How replicable Iceland's model really is remains an unanswered question. Since 2006, Youth in Iceland has introduced their methods in 35 municipalities across Europe, an initiative called Youth in Europe.

And their phones keep ringing. A 2015 study, the European School Survey Project on Alcohol and Other Drugs, measured the percentage of 15- and 16-year-old students who said they drank alcohol in the 30 days prior to the survey. It was 48 percent on average across Europe, compared to 9 percent in Iceland.

And Mr. Kristjánsson is currently introducing a version of Youth in Iceland in two counties in West Virginia. According to a Monitoring the Future study released in December, the rate of American 10th graders who said they’d been drunk in the last 30 days was 9 percent in 2017 – a decline over the long term, but still almost twice Iceland's rate today.

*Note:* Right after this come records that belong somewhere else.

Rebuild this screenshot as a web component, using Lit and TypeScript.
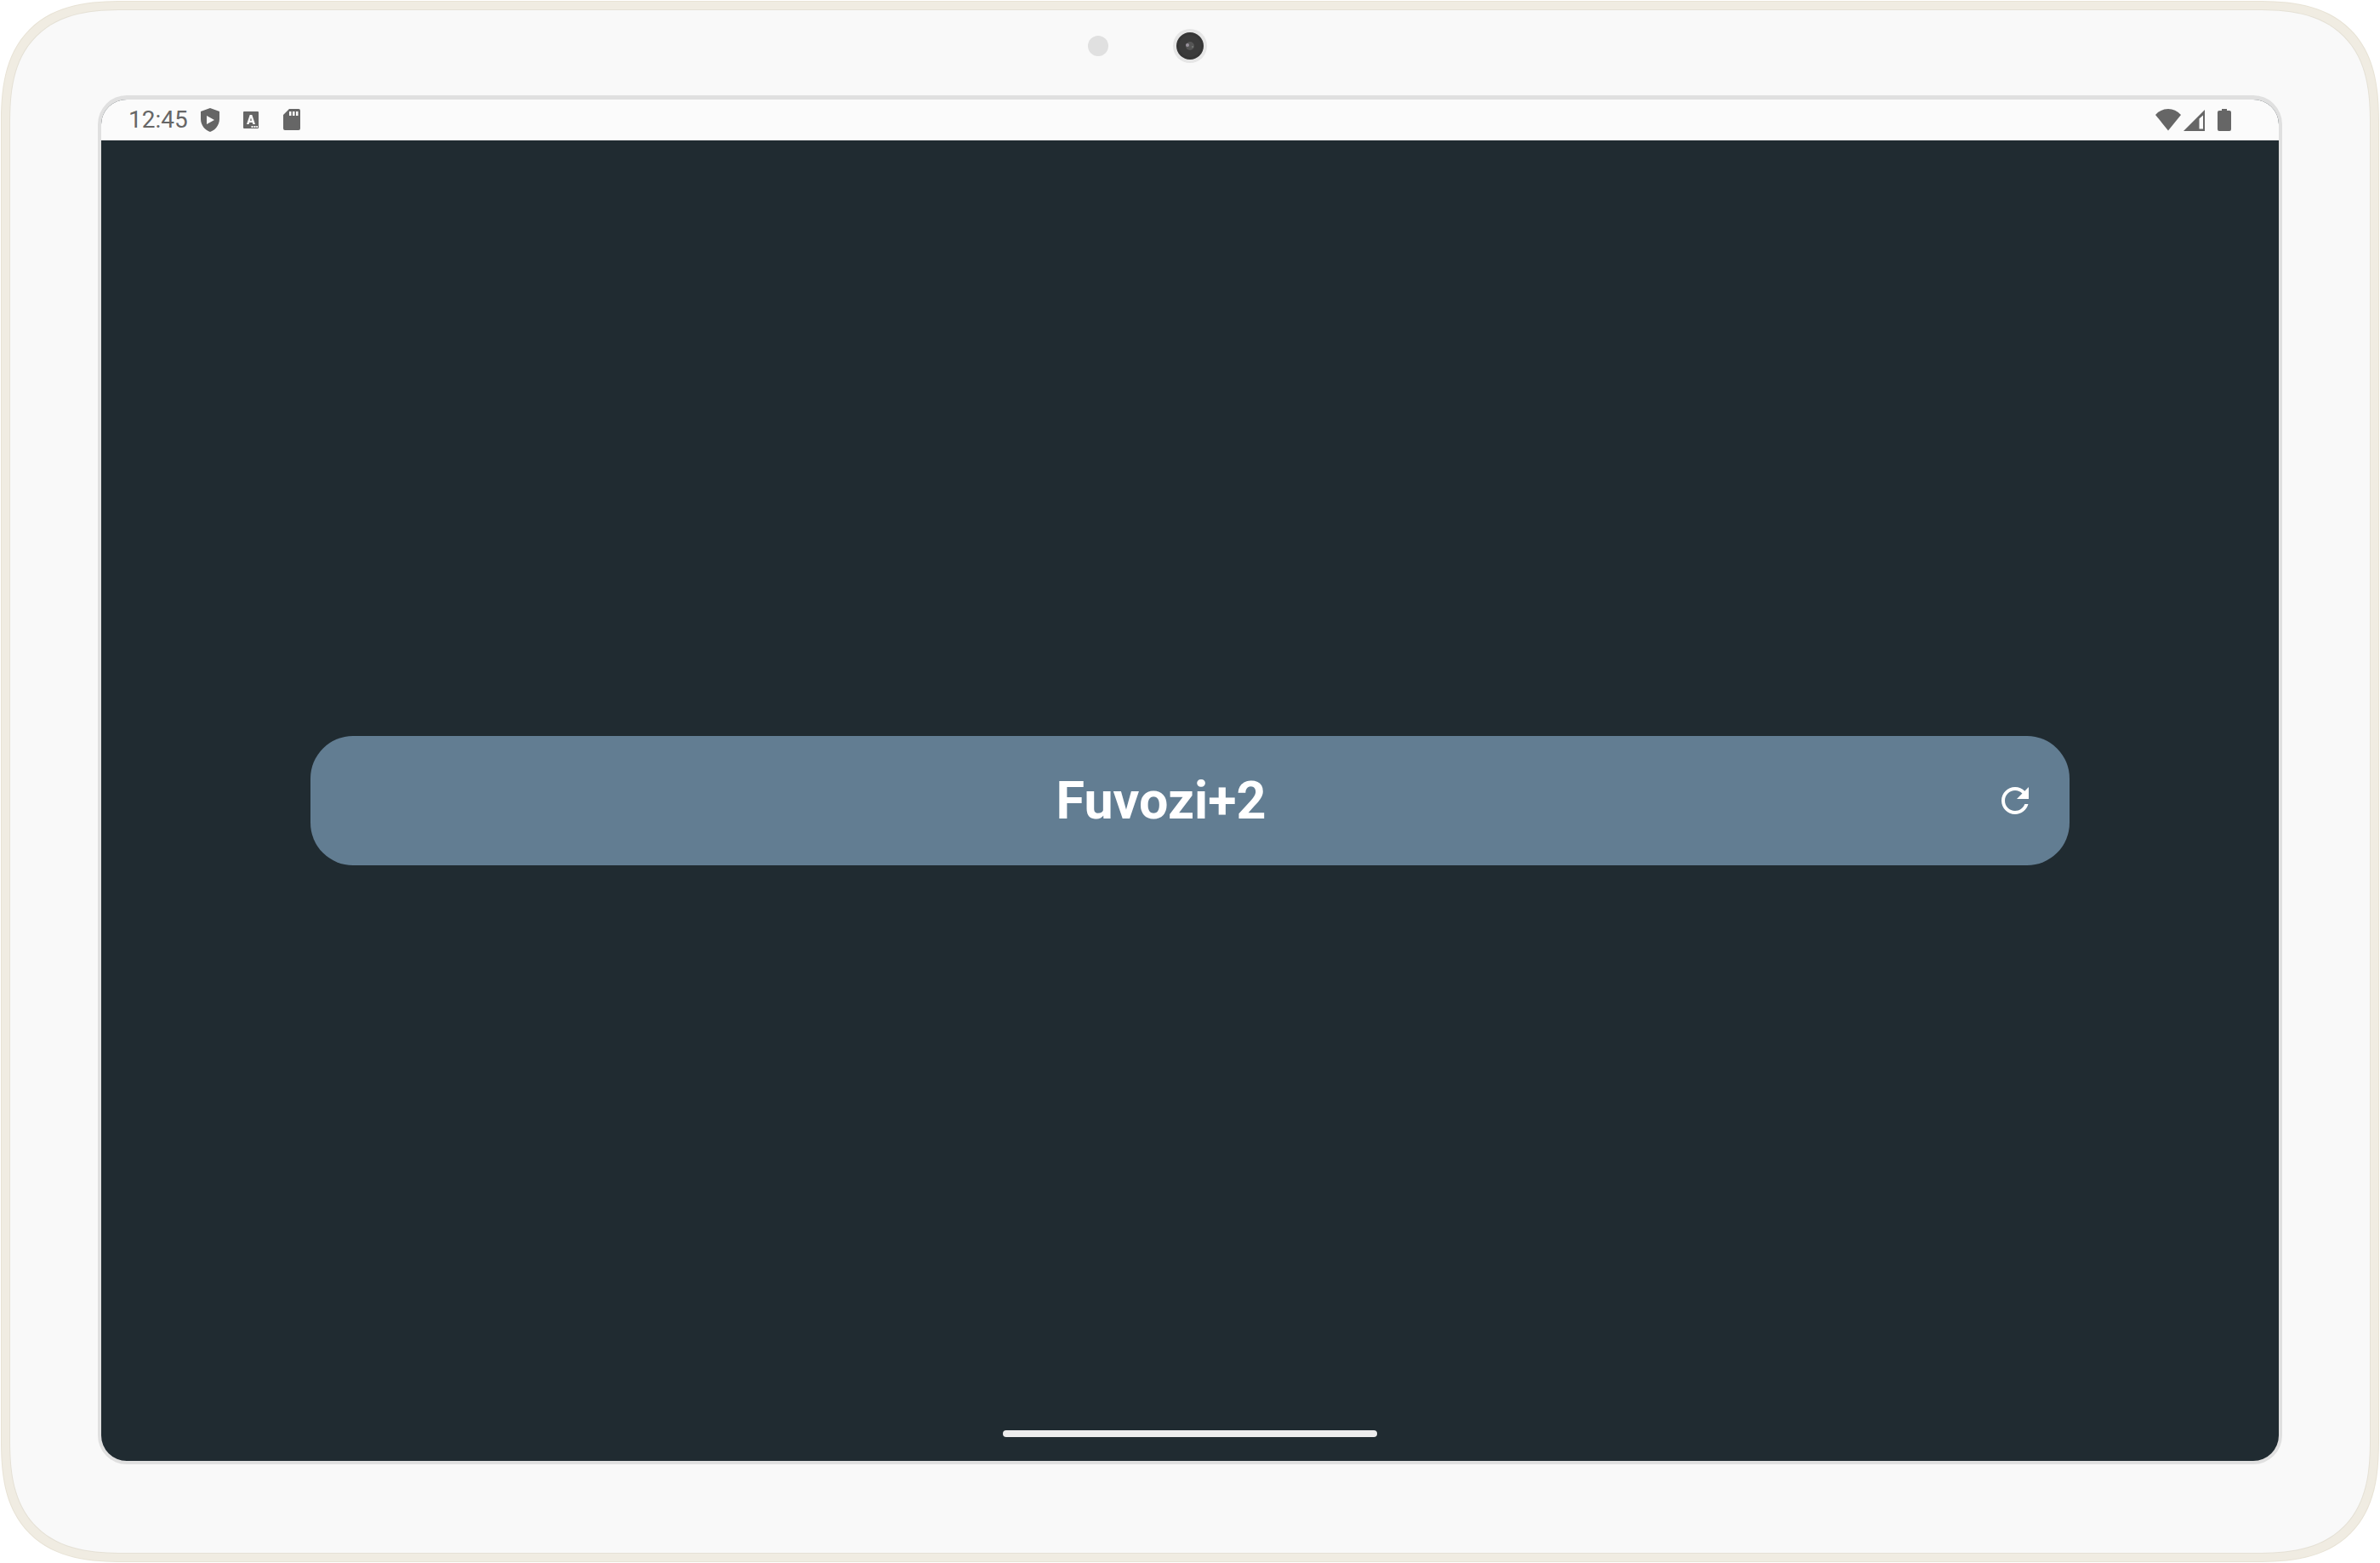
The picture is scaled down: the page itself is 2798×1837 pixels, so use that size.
import { LitElement, html, css } from "lit";
import { customElement, property } from "lit/decorators.js";

@customElement("status-bar")
class StatusBar extends LitElement {
  @property() time = "";

  static styles = css`
    :host {
      display: flex;
      align-items: center;
      justify-content: space-between;
      height: 48px;
      padding: 0 50px 0 32px;
      background: #fbfbfb;
      color: #666;
    }
    .group {
      display: flex;
      align-items: center;
    }
    .notices {
      gap: 20px;
      margin-left: 12px;
    }
    .time {
      font-size: 28px;
      line-height: 48px;
    }
    .icon {
      display: block;
      width: 28px;
      height: 28px;
      fill: currentColor;
    }
    .wifi,
    .signal {
      width: 32px;
    }
    .battery {
      margin-left: 4px;
    }
  `;

  render() {
    return html`
      <div class="group">
        <span class="time">${this.time}</span>
        <div class="group notices">
          <svg class="icon" viewBox="0 0 28 28" role="img" aria-label="Play Protect">
            <path fill-rule="evenodd" d="M14 0 25 4V13C25 20 20 26 14 28C8 26 3 20 3 13V4ZM10 9V19L19 14Z" />
          </svg>
          <svg class="icon" viewBox="0 0 28 28" role="img" aria-label="Text service">
            <path
              fill-rule="evenodd"
              d="M6 4H22Q23 4 23 5V23Q23 24 22 24H6Q5 24 5 23V5Q5 4 6 4ZM12.7 8 9 19H11.6L12.3 17H15.7L16.4 19H19L15.3 8ZM13 14.8 14 11.5 15 14.8ZM14.5 21V23H16.5V21ZM17.5 21V23H19.5V21ZM20.3 21V23H22V21Z"
            />
          </svg>
          <svg class="icon" viewBox="0 0 28 28" role="img" aria-label="SD card">
            <path
              fill-rule="evenodd"
              d="M11 1H22Q24 1 24 3V24Q24 26 22 26H6Q4 26 4 24V8ZM11 4V9H13.5V4ZM15 4V9H17.5V4ZM19 4V9H21.5V4Z"
            />
          </svg>
        </div>
      </div>
      <div class="group">
        <svg class="icon wifi" viewBox="0 0 32 28" role="img" aria-label="Wi-Fi">
          <path d="M16 26.500 1 8Q7.500 1 16 1T31 8Z" />
        </svg>
        <svg class="icon signal" viewBox="0 0 32 28" role="img" aria-label="Mobile signal">
          <path fill-rule="evenodd" d="M27 2V27H2ZM25 8.500 20.500 12.500V24.500H25Z" />
        </svg>
        <svg class="icon battery" viewBox="0 0 28 28" role="img" aria-label="Battery full">
          <path d="M11 1H17V3H20Q22 3 22 5V25Q22 27 20 27H8Q6 27 6 25V5Q6 3 8 3H11Z" />
        </svg>
      </div>
    `;
  }
}

@customElement("refresh-button")
class RefreshButton extends LitElement {
  @property() label = "";

  static styles = css`
    :host {
      display: block;
    }
    .button {
      display: flex;
      align-items: center;
      gap: 20px;
      box-sizing: border-box;
      width: 100%;
      min-height: 152px;
      padding: 0 40px;
      border: 0;
      border-radius: 50px;
      background: #627d92;
      color: #fff;
      font-family: inherit;
      cursor: pointer;
    }
    .label {
      flex: 1;
      text-align: center;
      font-size: 61px;
      font-weight: 700;
      line-height: 72px;
    }
    .icon {
      width: 48px;
      height: 48px;
      fill: currentColor;
    }
  `;

  render() {
    return html`
      <button class="button" type="button">
        <span class="label">${this.label}</span>
        <svg class="icon" viewBox="0 0 24 24" aria-hidden="true">
          <path
            d="M17.650 6.350C16.200 4.900 14.210 4 12 4c-4.420 0-7.990 3.580-7.990 8s3.570 8 7.990 8c3.730 0 6.840-2.550 7.730-6h-2.080c-.82 2.330-3.040 4-5.650 4-3.310 0-6-2.690-6-6s2.690-6 6-6c1.660 0 3.140.69 4.220 1.780L13 11h7V4z"
          />
        </svg>
      </button>
    `;
  }
}

@customElement("app-root")
class AppRoot extends LitElement {
  static styles = css`
    :host {
      display: flex;
      box-sizing: border-box;
      min-height: 100vh;
      padding: 1px;
      background: #fff;
      font-family: Roboto, sans-serif;
    }
    .edge,
    .rim,
    .lip,
    .device {
      flex: 1;
      display: flex;
      box-sizing: border-box;
    }
    .edge {
      padding: 1px;
      border-radius: 120px;
      background: #e8e3d6;
    }
    .rim {
      padding: 9px;
      border-radius: 119px;
      background: #f0ece2;
    }
    .lip {
      padding: 1px;
      border-radius: 110px;
      background: #e5e1d6;
    }
    .device {
      flex-direction: column;
      padding: 0 103px 104px;
      border-radius: 109px;
      background: #f9f9f9;
    }
    @supports (corner-shape: superellipse(1.4)) {
      .edge,
      .rim,
      .lip,
      .device {
        corner-shape: superellipse(1.4);
      }
      .edge {
        border-radius: 145px;
      }
      .rim {
        border-radius: 144px;
      }
      .lip {
        border-radius: 135px;
      }
      .device {
        border-radius: 134px;
      }
    }
    .bezel {
      display: grid;
      grid-template-columns: 1fr auto 1fr;
      align-items: center;
      height: 84px;
      padding-bottom: 16px;
    }
    .sensor {
      justify-self: end;
      width: 24px;
      height: 24px;
      margin-right: 76px;
      border-radius: 50%;
      background: #e0e0e0;
    }
    .camera {
      display: block;
      width: 40px;
      height: 40px;
    }
    .screen {
      flex: 1;
      display: flex;
      flex-direction: column;
      overflow: hidden;
      border: 4px solid #e0e0e0;
      border-top-width: 5px;
      border-radius: 34px;
      background: #202b31;
    }
    .content {
      flex: 1;
      display: flex;
      flex-direction: column;
      justify-content: center;
      padding: 36px 246px 0;
    }
    .footer {
      display: flex;
      justify-content: center;
      padding-bottom: 28px;
    }
    .handle {
      width: 440px;
      height: 8px;
      border-radius: 4px;
      background: #ececec;
    }
  `;

  render() {
    return html`
      <div class="edge">
        <div class="rim">
          <div class="lip">
            <div class="device">
              <div class="bezel">
                <span class="sensor"></span>
                <svg class="camera" viewBox="0 0 40 40" aria-hidden="true">
                  <circle cx="20" cy="20" r="20" fill="#e6e6e6" />
                  <circle cx="20" cy="20" r="16" fill="#363636" />
                  <circle cx="20" cy="20" r="13" fill="#3b3b3b" />
                  <circle cx="20" cy="20" r="5" fill="#555" />
                  <circle cx="17" cy="19" r="2" fill="#99929c" />
                  <circle cx="23" cy="21" r="1" fill="#777b78" />
                </svg>
              </div>
              <div class="screen">
                <status-bar time="12:45"></status-bar>
                <main class="content">
                  <refresh-button label="Fuvozi+2"></refresh-button>
                </main>
                <div class="footer"><div class="handle"></div></div>
              </div>
            </div>
          </div>
        </div>
      </div>
    `;
  }
}
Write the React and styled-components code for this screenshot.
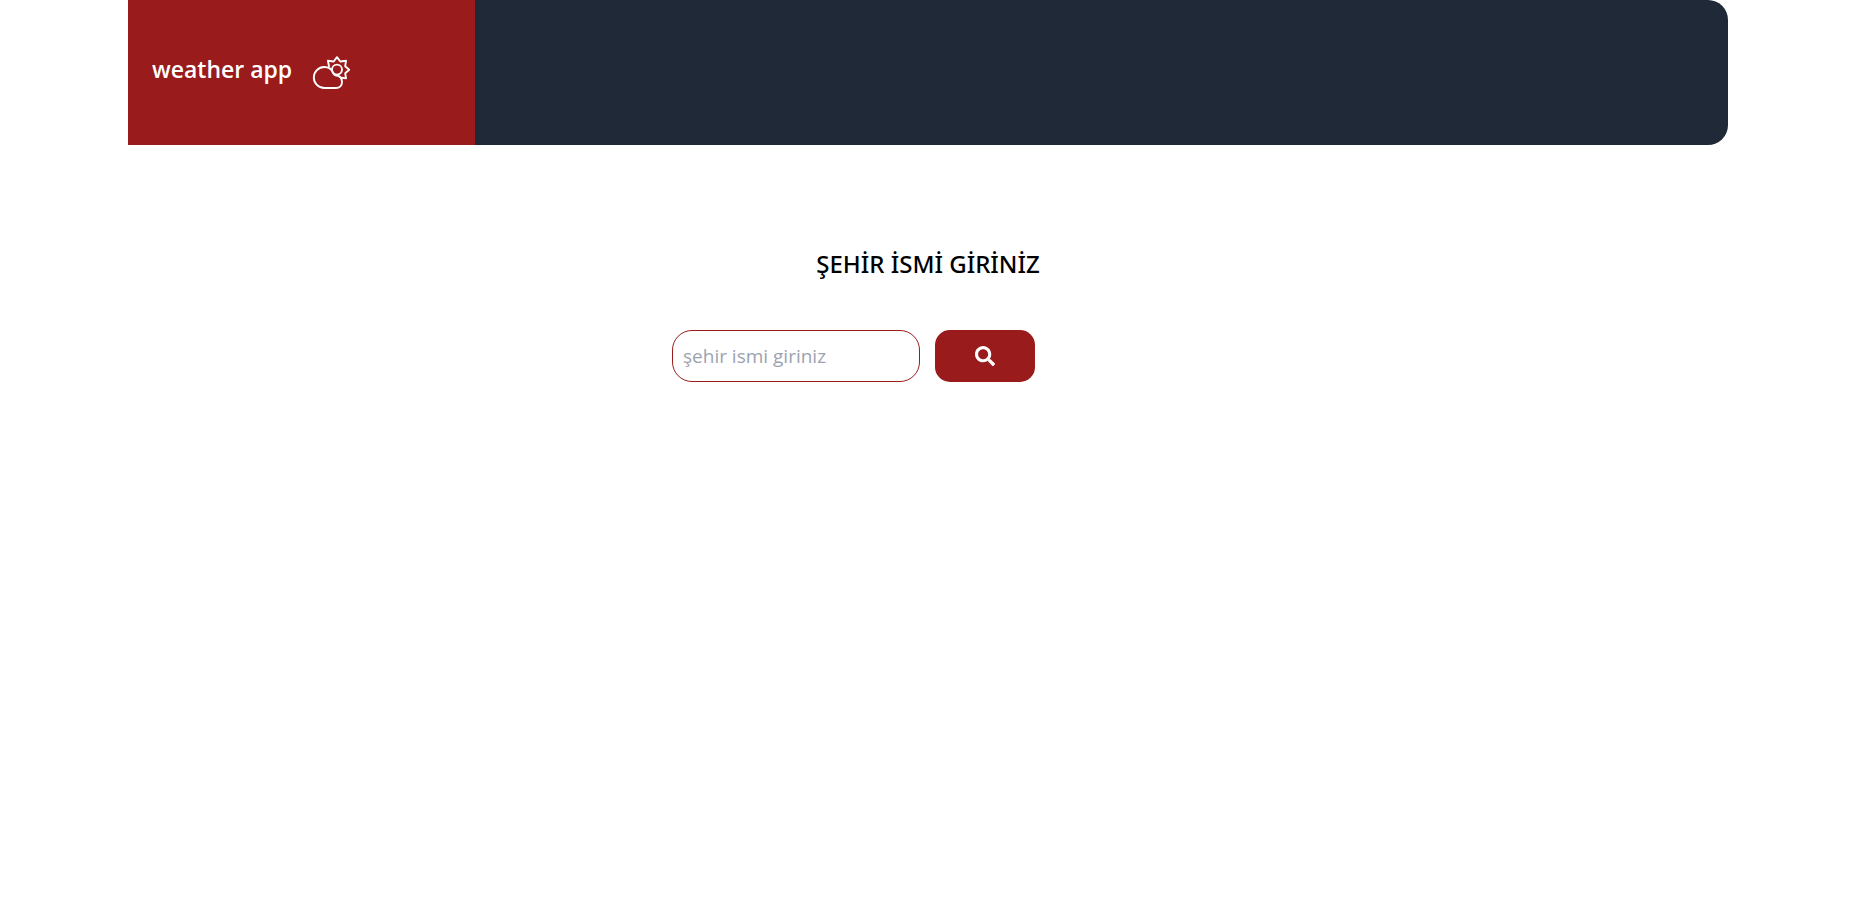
import React from "react";
import styled, { createGlobalStyle } from "styled-components";
import { FaSearch } from "react-icons/fa";

const GlobalStyle = createGlobalStyle`
  *, *::before, *::after { box-sizing: border-box; }
  body {
    margin: 0;
    background: #fff;
    color: #000;
    font-family: "Segoe UI", "Open Sans", "Noto Sans", sans-serif;
  }
`;

const Page = styled.div`
  padding: 0 134px 0 128px;
`;

const Header = styled.header`
  display: flex;
  height: 145px;
  overflow: hidden;
  background: #1f2937;
  border-radius: 0 20px 20px 0;
`;

const Brand = styled.div`
  display: flex;
  align-items: center;
  gap: 20px;
  width: 347px;
  padding: 0 24px;
  background: #991b1b;
  color: #fff;
`;

const BrandName = styled.span`
  padding-bottom: 8px;
  font-size: 23px;
  line-height: 36px;
  font-weight: 600;
`;

const Main = styled.main`
  display: flex;
  flex-direction: column;
  align-items: center;
  gap: 48px;
  padding-top: 101px;
`;

const Title = styled.h1`
  margin: 0;
  font-family: "Segoe UI", "Noto Sans", sans-serif;
  font-size: 24px;
  line-height: 36px;
  font-weight: 500;
`;

const SearchForm = styled.form`
  display: flex;
  gap: 15px;
  width: 100%;
  max-width: 512px;
`;

const CityInput = styled.input`
  width: 248px;
  height: 52px;
  padding: 0 10px;
  border: 1px solid #991b1b;
  border-radius: 20px;
  background: #fff;
  color: #000;
  font-family: inherit;
  font-size: 19px;

  &::placeholder {
    color: #9ca3af;
    opacity: 1;
  }
`;

const SearchButton = styled.button`
  display: flex;
  align-items: center;
  justify-content: center;
  width: 100px;
  height: 52px;
  padding: 0;
  border: 0;
  border-radius: 15px;
  background: #991b1b;
  color: #fff;
  font-size: 20px;
  cursor: pointer;
`;

function CloudSunIcon() {
  return (
    <svg
      width="40"
      height="35"
      viewBox="0 0 40 35"
      fill="none"
      stroke="currentColor"
      strokeWidth="1.9"
      strokeLinecap="round"
      strokeLinejoin="round"
      aria-hidden="true"
    >
      <path d="M12.3 33A10.5 10.5 0 0 1 12.3 12C16.4 12 19.6 14.2 21 17.6C22 20 23 20.4 24.5 20.5C28 21 30 23.5 30 27C30 30.5 27.5 33 24 33Z" />
      <circle cx="25" cy="14.6" r="5" />
      <path d="M17 11.3L15.9 5.8L21.7 6.5L25 2.2L28.3 6.5L34 5.8L33.2 11.2L37.2 14.7L33.2 18.2L34 23.4L30 22.8" />
    </svg>
  );
}

export default function App() {
  return (
    <>
      <GlobalStyle />
      <Page>
        <Header>
          <Brand>
            <BrandName>weather app</BrandName>
            <CloudSunIcon />
          </Brand>
        </Header>
        <Main>
          <Title>ŞEHİR İSMİ GİRİNİZ</Title>
          <SearchForm onSubmit={(event) => event.preventDefault()}>
            <CityInput type="text" placeholder="şehir ismi giriniz" aria-label="şehir ismi giriniz" />
            <SearchButton type="submit" aria-label="Ara">
              <FaSearch aria-hidden="true" />
            </SearchButton>
          </SearchForm>
        </Main>
      </Page>
    </>
  );
}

One of the biggest challenges Kristjánsson faces is cultural. “America is a country of individualism, we believe in individual choice and individual responsibility,” he says.

Sigfúsdóttir, who recently returned from Chile to introduce the program, says skeptics ask whether the model suits Iceland because it’s a small island nation. She counters with a slide she prepared showing Malta (also an island) and Lichtenstein (also tiny) where youth drinking rates far surpass those in her country – being small or surrounded by water doesn't make fighting alcohol abuse any easier.

She argues it is neither geography nor population that matters most when it comes to transferring Iceland's methods. It’s the fact that children and parents all over the world are essentially the same.

“That’s the beauty of it. It’s easy to get parents on board, because parents tend to love their kids," she says. “And if you give kids a choice of fun activities and substance use, they always take the fun activities. ... They want healthy lives.”